Task to complete
Check every line below for the word "with" and show those that hold it.

Record extracts
■ ■ ■

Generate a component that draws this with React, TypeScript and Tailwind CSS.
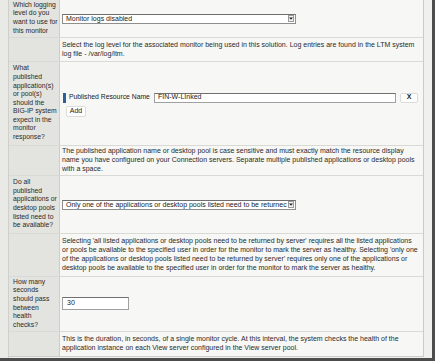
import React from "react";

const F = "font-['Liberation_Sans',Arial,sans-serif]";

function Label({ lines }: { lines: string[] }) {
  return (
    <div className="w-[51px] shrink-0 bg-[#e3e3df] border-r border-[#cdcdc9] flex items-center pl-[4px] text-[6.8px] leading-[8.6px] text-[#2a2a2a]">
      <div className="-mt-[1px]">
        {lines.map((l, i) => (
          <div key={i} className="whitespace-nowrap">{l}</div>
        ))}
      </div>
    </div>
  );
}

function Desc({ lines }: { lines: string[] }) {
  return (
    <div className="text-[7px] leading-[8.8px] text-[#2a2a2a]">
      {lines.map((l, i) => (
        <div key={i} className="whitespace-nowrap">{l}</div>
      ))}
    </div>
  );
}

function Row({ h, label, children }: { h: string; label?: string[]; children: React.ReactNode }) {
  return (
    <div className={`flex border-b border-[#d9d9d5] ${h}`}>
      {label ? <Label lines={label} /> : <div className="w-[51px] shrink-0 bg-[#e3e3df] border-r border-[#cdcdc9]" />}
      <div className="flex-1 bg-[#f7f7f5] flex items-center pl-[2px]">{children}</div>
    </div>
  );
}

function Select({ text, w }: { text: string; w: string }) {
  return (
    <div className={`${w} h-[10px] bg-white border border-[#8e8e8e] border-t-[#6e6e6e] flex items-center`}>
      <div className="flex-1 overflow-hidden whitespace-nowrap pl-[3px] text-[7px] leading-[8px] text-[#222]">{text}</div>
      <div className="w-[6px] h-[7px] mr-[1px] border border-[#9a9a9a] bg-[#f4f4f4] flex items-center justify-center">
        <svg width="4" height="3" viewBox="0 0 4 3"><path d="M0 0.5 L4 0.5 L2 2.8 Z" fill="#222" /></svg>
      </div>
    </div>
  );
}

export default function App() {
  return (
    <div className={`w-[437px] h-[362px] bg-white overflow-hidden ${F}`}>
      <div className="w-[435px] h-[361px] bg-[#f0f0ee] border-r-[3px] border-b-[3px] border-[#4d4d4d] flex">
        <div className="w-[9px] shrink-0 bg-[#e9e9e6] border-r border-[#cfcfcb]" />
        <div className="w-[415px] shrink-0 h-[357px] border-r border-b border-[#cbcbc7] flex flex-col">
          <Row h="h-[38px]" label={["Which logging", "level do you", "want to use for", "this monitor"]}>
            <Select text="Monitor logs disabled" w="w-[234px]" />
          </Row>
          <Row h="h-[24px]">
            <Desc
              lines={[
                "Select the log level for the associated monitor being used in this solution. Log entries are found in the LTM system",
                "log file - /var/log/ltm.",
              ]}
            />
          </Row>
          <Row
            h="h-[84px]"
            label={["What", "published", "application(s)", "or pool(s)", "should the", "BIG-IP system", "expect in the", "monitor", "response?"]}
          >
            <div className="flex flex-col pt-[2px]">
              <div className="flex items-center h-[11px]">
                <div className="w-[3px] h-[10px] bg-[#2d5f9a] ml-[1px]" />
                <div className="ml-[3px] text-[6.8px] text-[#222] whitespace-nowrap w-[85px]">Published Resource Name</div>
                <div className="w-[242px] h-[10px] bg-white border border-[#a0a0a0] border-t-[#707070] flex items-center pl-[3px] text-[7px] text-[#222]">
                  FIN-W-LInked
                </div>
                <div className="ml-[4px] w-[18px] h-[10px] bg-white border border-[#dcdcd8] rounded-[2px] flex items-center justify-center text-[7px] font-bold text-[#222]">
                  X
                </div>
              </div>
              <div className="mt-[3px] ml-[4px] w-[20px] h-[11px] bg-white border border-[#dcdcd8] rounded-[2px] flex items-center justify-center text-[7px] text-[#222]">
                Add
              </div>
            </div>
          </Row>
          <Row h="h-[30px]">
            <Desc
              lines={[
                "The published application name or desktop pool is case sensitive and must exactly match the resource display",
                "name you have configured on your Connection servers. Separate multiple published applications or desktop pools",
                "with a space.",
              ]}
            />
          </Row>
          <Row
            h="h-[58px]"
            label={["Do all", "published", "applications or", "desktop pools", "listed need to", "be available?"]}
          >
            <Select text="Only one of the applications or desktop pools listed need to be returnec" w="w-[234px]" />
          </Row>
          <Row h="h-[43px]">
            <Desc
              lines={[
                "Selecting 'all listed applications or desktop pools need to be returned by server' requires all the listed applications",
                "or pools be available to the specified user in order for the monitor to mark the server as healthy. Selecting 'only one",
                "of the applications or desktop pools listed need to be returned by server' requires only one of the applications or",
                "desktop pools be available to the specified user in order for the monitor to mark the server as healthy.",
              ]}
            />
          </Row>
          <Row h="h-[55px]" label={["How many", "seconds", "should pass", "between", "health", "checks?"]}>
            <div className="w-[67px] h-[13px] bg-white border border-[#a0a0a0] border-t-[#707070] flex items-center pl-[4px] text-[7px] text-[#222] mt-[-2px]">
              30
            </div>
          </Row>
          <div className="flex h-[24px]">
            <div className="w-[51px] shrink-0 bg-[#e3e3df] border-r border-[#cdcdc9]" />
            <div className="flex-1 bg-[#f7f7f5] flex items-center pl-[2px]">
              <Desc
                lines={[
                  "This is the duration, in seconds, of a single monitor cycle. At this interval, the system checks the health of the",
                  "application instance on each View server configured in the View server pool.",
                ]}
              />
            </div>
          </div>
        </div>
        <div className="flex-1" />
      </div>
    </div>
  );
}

■ ■ ■

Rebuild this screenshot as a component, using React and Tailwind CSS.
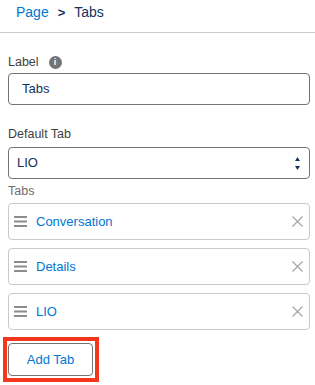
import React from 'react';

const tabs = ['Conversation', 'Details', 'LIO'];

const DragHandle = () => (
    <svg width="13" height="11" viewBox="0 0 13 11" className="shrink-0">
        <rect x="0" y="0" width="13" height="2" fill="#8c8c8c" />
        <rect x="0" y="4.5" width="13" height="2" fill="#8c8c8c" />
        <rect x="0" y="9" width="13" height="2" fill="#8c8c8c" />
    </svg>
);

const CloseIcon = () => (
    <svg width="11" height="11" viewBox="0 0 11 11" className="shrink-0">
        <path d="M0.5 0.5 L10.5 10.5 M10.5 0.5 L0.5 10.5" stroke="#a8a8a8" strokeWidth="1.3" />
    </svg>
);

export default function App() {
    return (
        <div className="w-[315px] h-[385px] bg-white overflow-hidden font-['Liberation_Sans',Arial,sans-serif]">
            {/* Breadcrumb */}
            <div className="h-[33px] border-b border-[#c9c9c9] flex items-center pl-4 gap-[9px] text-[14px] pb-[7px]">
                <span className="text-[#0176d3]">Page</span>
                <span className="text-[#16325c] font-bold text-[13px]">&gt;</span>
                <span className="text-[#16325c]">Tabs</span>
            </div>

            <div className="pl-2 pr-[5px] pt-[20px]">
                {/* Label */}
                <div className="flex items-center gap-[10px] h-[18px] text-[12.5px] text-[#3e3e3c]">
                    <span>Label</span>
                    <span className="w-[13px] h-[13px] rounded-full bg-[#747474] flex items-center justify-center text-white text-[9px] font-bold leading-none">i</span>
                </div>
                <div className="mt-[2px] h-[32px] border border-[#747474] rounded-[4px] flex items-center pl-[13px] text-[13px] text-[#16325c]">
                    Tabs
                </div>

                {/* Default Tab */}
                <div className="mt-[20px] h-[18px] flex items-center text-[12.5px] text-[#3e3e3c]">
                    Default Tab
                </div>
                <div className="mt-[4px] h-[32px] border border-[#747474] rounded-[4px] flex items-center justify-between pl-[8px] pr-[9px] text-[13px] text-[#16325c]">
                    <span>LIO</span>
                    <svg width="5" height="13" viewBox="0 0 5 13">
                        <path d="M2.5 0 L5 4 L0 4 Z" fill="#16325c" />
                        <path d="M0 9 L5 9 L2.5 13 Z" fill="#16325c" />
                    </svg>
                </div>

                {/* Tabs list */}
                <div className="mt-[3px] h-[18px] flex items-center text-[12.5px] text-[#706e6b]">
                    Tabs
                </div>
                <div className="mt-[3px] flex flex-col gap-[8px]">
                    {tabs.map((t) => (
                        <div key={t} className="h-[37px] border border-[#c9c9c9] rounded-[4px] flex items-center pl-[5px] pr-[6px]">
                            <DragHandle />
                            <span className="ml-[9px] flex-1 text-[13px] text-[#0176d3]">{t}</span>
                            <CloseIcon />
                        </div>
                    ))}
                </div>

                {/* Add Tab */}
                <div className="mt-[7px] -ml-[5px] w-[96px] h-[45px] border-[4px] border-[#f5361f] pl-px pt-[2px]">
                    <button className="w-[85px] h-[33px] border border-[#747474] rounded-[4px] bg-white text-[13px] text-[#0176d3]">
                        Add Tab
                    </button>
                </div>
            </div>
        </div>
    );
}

■ ■ ■

Exercise solution
Generate a component that draws this with React, TypeScript and Tailwind CSS.
                "with a space.",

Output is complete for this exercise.